Thursday, April 12, 2012

Artificial Intelligence and Diagnostic Radiology

"Artificial intelligence and diagnostic radiology: Not quite ready to welcome our computer overlords"

Interesting article from one of my trade journals. One excerpt:
For those of you who are wondering whether radiologists will soon be replaced by artificial intelligence systems, such as Watson or Siri, there is encouraging news. It turns out that while these systems can do a fairly good job with extraction and analysis of structured and even unstructured text-based data, they still are at a surprisingly primitive level in their evaluation of images.

Koch and Tononi published an article in Scientific American, suggesting that the ultimate test of "conscious awareness" was not the famous Turing test, which assesses whether a computer can fool a human into thinking it is another human, but rather the ability to determine what is wrong with an “ordinary” photograph.

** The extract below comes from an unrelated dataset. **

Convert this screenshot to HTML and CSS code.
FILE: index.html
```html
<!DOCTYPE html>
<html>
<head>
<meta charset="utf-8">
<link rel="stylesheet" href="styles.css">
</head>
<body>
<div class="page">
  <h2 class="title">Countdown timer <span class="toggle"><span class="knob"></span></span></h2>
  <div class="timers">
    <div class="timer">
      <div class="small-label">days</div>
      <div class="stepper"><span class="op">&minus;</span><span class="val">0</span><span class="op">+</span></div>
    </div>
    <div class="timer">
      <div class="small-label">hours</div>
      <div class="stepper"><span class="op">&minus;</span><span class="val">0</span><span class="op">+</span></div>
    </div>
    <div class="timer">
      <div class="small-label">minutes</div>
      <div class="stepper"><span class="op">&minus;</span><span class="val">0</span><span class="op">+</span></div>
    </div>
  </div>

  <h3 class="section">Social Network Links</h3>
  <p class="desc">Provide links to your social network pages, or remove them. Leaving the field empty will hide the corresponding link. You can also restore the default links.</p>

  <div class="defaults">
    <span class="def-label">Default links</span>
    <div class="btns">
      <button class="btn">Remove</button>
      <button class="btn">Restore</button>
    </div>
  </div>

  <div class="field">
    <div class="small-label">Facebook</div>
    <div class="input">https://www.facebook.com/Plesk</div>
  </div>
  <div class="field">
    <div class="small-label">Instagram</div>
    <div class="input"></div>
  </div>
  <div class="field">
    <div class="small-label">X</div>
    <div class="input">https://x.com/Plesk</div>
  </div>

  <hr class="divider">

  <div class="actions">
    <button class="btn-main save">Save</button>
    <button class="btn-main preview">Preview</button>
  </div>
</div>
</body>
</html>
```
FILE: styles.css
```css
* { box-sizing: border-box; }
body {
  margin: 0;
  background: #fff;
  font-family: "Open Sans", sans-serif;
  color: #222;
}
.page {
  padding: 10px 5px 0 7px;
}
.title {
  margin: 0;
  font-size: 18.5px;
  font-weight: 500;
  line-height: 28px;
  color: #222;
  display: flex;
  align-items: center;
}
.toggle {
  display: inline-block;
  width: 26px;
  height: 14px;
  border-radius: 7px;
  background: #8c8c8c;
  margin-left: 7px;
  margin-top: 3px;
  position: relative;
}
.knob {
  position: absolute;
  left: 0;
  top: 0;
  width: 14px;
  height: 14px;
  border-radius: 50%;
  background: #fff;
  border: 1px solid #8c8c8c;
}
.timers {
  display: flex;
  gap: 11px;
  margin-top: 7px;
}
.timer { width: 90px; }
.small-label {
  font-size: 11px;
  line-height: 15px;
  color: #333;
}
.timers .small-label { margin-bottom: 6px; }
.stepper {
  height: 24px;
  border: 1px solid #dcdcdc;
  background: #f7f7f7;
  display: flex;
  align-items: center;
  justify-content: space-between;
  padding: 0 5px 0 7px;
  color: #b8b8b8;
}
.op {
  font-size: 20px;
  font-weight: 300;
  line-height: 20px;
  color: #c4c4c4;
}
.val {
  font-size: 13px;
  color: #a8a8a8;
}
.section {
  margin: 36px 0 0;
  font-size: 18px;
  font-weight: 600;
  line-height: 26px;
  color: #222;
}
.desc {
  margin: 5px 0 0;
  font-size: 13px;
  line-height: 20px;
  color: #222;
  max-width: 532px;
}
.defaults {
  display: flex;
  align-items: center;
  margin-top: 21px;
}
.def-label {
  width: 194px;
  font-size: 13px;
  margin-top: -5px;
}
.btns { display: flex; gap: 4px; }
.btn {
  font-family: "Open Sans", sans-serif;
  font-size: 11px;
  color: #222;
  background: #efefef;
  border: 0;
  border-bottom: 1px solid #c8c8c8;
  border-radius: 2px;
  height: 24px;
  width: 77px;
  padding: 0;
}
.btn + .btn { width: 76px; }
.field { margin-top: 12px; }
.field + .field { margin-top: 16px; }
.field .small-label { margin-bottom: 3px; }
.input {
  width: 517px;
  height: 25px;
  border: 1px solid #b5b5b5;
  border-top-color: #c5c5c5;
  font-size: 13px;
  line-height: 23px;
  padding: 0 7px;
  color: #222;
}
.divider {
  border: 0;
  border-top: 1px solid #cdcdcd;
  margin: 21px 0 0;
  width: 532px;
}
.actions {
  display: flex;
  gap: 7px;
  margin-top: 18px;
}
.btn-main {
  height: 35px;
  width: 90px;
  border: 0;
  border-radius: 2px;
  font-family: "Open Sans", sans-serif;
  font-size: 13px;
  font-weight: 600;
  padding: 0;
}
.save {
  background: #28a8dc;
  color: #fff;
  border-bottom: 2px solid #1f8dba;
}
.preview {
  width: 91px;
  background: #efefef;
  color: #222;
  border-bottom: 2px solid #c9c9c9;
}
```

They use an example of an elephant sitting on top of the Eiffel Tower, which might be used in a Highlight's magazine quiz for 5-year-olds as an example of the difficulty computers have with analyzing what is wrong with a given image. The current state-of-the-art in computer science is still many years away from being able to solve these types of challenges, which suggests that radiology may be one of the last specialties to be vulnerable to being replaced...
I suspect computers will eventually take over much of what current radiologists do. It may happen sooner in some domains (e.g., mammography) than others (complex body and brain MRI scans). But it's likely only a matter of time before computers can function more reliably and more accurately than human radiologists in all domains.